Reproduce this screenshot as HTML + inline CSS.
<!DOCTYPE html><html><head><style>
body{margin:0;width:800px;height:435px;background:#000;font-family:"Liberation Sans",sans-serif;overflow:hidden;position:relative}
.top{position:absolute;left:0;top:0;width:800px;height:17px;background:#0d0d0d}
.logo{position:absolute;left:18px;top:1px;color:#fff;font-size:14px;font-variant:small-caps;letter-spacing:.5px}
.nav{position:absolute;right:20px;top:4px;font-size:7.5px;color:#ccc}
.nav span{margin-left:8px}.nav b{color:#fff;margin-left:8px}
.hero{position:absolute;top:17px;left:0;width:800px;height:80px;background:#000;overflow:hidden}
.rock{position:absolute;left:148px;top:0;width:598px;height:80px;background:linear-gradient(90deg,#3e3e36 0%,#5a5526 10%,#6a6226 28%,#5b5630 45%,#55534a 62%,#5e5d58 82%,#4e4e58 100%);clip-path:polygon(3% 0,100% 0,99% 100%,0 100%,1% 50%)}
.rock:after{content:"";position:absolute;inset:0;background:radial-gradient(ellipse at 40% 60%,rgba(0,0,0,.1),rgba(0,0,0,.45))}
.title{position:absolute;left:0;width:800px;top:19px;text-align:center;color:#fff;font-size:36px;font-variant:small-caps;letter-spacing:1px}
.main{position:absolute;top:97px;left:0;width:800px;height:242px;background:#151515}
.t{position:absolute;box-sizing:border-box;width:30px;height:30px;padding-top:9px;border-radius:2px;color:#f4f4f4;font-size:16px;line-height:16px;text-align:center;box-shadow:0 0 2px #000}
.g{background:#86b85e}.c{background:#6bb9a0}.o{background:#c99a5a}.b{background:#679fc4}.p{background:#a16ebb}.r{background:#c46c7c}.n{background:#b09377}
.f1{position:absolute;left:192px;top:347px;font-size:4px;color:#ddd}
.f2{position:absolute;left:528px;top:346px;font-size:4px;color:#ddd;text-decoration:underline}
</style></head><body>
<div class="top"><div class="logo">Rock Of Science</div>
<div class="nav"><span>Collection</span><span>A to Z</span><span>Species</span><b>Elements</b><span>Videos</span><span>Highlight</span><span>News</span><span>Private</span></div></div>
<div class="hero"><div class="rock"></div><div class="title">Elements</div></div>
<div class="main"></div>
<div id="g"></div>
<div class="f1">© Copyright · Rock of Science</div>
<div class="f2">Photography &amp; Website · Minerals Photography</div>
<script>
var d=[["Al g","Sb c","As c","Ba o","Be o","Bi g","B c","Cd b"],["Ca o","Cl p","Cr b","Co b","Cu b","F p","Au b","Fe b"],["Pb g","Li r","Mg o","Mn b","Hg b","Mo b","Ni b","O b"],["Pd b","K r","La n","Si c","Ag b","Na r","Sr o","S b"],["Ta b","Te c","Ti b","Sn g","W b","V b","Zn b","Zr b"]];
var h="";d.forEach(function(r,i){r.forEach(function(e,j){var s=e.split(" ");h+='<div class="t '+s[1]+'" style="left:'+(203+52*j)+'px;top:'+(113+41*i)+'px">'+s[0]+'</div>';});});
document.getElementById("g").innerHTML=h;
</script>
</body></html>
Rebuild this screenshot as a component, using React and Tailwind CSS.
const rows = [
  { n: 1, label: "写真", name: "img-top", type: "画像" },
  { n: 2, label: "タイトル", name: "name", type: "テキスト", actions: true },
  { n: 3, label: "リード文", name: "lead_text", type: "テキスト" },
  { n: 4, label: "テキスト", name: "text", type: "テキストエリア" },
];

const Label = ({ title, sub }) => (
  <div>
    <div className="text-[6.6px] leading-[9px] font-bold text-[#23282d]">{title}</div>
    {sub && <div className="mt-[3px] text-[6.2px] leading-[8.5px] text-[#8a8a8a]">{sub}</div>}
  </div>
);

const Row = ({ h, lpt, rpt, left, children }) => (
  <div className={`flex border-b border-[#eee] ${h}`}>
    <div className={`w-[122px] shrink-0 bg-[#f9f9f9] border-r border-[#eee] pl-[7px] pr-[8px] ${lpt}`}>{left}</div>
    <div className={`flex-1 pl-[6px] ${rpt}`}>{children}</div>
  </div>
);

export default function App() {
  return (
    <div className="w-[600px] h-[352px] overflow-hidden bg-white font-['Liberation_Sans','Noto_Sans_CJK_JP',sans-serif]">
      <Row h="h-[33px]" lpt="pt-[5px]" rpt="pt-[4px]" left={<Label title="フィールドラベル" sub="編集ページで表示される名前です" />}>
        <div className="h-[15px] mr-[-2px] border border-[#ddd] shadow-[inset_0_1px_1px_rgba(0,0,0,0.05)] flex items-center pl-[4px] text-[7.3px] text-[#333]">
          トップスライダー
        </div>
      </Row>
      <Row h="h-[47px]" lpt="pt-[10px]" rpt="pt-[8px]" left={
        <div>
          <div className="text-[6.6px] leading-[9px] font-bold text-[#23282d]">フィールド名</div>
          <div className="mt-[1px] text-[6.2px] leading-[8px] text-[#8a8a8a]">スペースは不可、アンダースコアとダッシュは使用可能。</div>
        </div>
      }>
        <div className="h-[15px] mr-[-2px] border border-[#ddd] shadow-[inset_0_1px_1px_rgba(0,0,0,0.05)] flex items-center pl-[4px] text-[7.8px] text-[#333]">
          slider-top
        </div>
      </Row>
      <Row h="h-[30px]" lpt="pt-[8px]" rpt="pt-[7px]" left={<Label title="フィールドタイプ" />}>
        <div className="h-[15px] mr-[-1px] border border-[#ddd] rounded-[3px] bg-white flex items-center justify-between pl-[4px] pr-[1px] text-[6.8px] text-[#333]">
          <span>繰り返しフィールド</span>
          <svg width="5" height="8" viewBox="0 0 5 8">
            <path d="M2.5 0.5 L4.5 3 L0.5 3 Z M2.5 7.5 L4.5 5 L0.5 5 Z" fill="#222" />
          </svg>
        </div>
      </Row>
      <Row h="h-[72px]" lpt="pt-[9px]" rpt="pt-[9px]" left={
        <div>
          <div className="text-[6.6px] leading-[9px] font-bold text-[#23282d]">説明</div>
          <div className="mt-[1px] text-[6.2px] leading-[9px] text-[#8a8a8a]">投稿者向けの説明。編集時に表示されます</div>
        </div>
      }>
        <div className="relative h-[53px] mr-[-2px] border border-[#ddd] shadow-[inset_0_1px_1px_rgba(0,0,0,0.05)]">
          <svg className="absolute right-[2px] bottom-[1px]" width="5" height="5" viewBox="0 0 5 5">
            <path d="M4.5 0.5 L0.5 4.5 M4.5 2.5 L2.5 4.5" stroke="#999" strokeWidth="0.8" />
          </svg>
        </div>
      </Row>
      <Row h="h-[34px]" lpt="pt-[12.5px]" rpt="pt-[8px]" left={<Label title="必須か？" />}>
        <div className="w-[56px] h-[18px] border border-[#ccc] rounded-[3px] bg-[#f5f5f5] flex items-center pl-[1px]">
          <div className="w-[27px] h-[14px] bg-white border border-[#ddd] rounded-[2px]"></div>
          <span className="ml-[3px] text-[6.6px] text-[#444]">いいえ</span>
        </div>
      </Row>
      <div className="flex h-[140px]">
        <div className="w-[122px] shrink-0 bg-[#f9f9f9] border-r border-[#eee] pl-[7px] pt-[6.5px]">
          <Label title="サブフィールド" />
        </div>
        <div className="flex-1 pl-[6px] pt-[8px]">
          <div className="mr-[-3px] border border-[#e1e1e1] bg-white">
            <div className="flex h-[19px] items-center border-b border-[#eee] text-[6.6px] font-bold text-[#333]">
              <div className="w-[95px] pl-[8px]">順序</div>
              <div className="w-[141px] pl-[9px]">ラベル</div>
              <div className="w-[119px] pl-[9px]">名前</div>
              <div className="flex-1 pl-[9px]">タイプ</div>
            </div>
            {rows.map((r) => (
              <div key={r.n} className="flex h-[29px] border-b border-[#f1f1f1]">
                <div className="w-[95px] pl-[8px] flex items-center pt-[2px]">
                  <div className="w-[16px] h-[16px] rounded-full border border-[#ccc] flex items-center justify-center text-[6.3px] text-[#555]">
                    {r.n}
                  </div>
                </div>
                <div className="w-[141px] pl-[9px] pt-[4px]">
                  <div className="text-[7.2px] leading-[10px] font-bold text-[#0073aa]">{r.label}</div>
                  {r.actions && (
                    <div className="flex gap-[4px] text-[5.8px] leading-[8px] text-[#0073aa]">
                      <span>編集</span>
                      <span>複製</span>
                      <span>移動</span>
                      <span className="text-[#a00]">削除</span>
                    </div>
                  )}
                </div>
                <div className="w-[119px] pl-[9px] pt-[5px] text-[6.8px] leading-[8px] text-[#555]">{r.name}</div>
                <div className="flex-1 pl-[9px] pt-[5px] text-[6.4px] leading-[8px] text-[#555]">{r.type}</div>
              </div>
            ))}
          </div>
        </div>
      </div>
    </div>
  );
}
...
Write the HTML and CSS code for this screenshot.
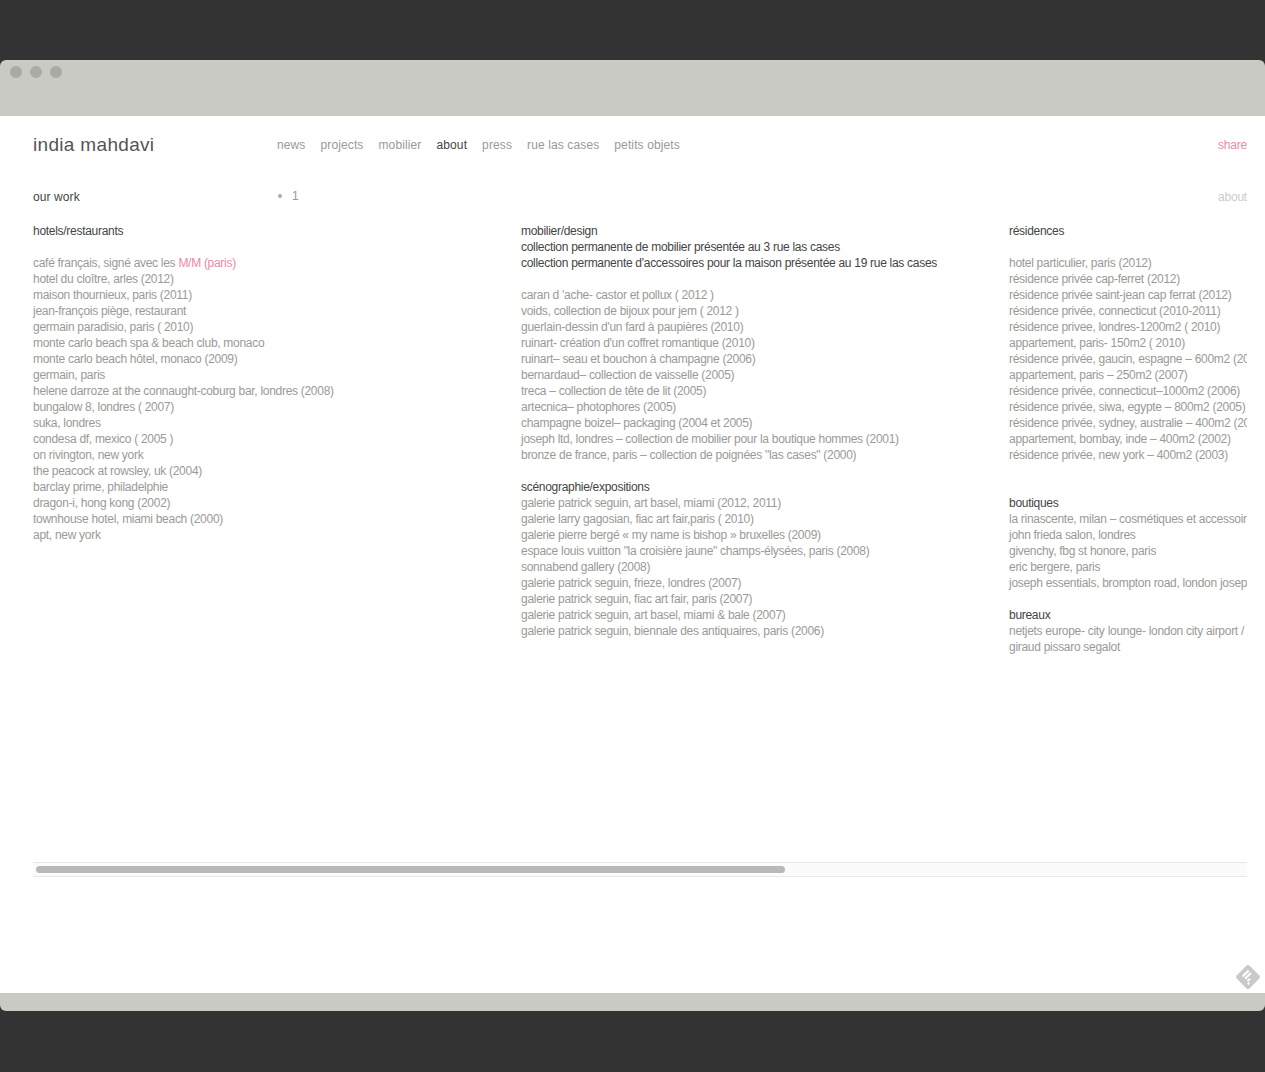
---
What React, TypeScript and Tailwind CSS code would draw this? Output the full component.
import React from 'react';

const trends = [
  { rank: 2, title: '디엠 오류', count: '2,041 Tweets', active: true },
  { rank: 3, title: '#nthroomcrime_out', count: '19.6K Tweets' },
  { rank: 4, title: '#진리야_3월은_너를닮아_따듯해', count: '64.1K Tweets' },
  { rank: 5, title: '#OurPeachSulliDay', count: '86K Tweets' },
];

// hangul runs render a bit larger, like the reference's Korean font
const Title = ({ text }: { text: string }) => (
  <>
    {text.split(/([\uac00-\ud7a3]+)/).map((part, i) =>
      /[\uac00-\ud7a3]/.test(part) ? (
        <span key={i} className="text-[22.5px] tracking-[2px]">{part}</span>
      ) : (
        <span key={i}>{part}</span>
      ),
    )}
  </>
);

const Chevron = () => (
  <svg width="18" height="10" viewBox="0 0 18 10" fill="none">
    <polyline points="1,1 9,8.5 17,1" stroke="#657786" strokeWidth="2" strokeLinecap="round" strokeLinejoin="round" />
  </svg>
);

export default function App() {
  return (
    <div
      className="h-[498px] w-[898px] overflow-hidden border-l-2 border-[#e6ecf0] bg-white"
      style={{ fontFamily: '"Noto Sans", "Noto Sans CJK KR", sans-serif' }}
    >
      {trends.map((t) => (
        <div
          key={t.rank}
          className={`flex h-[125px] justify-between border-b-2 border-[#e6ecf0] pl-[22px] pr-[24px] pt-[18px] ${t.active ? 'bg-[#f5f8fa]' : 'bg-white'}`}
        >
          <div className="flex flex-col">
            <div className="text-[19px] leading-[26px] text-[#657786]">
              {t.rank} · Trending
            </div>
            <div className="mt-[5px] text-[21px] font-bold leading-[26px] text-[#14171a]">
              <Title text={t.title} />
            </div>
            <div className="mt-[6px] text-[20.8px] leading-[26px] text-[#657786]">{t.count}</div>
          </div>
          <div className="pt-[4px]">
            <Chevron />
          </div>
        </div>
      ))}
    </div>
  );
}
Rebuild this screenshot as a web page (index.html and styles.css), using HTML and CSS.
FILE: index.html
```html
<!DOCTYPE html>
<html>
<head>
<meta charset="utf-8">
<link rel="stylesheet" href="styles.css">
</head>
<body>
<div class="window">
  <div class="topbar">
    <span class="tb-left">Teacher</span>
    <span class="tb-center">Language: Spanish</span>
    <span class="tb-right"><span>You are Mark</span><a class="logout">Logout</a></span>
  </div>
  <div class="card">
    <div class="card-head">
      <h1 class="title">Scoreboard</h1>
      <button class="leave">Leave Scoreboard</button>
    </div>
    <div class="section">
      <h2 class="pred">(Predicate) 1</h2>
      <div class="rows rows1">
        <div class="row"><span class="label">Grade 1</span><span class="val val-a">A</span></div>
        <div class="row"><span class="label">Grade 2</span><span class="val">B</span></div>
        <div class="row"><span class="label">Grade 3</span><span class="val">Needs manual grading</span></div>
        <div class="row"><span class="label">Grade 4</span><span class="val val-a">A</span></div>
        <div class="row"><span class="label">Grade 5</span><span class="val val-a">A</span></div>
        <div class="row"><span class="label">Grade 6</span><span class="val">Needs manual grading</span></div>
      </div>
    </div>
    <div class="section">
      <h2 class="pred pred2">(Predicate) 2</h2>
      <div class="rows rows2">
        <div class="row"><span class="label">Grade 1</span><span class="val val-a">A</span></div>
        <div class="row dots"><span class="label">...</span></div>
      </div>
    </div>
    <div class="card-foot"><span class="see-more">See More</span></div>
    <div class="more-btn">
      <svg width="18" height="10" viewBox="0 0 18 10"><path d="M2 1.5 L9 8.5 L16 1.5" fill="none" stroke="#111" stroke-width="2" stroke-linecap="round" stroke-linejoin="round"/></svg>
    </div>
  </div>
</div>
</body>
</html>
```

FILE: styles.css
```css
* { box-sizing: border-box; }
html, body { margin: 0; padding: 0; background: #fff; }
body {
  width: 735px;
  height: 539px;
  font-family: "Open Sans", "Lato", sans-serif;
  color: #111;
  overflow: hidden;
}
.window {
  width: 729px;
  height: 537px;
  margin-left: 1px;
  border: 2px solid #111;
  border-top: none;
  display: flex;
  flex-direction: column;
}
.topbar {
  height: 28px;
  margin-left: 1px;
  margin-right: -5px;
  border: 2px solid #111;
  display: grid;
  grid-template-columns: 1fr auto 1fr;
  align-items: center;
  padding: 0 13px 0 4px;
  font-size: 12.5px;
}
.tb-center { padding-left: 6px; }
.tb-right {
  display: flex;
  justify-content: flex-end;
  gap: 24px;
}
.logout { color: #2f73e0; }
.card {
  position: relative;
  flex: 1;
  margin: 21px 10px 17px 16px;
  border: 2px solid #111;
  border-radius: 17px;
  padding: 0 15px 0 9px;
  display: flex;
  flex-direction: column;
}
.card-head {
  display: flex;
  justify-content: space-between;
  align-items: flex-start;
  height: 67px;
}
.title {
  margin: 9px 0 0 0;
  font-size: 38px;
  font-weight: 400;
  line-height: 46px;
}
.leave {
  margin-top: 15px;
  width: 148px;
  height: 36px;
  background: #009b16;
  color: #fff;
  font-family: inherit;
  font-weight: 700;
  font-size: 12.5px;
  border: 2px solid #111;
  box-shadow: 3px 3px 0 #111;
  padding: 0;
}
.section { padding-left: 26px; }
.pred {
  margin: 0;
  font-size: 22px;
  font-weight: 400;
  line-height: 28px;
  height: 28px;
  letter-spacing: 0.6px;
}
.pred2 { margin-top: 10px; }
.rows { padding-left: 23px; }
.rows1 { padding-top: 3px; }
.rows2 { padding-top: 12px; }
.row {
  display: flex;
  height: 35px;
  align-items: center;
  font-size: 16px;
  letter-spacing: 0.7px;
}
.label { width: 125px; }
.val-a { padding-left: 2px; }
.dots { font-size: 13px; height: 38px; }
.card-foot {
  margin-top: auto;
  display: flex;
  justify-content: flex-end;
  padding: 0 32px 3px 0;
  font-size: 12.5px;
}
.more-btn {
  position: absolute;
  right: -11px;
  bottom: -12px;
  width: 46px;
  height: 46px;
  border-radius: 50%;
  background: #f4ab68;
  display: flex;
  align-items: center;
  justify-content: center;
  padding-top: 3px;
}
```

> Direction: Copy the lines from the entries above in which the word "screenshot" appears.

> Task response:
Reproduce this screenshot as HTML + inline CSS.
Rebuild this screenshot as a component, using React and Tailwind CSS.
Write the HTML and CSS code for this screenshot.
Rebuild this screenshot as a web page (index.html and styles.css), using HTML and CSS.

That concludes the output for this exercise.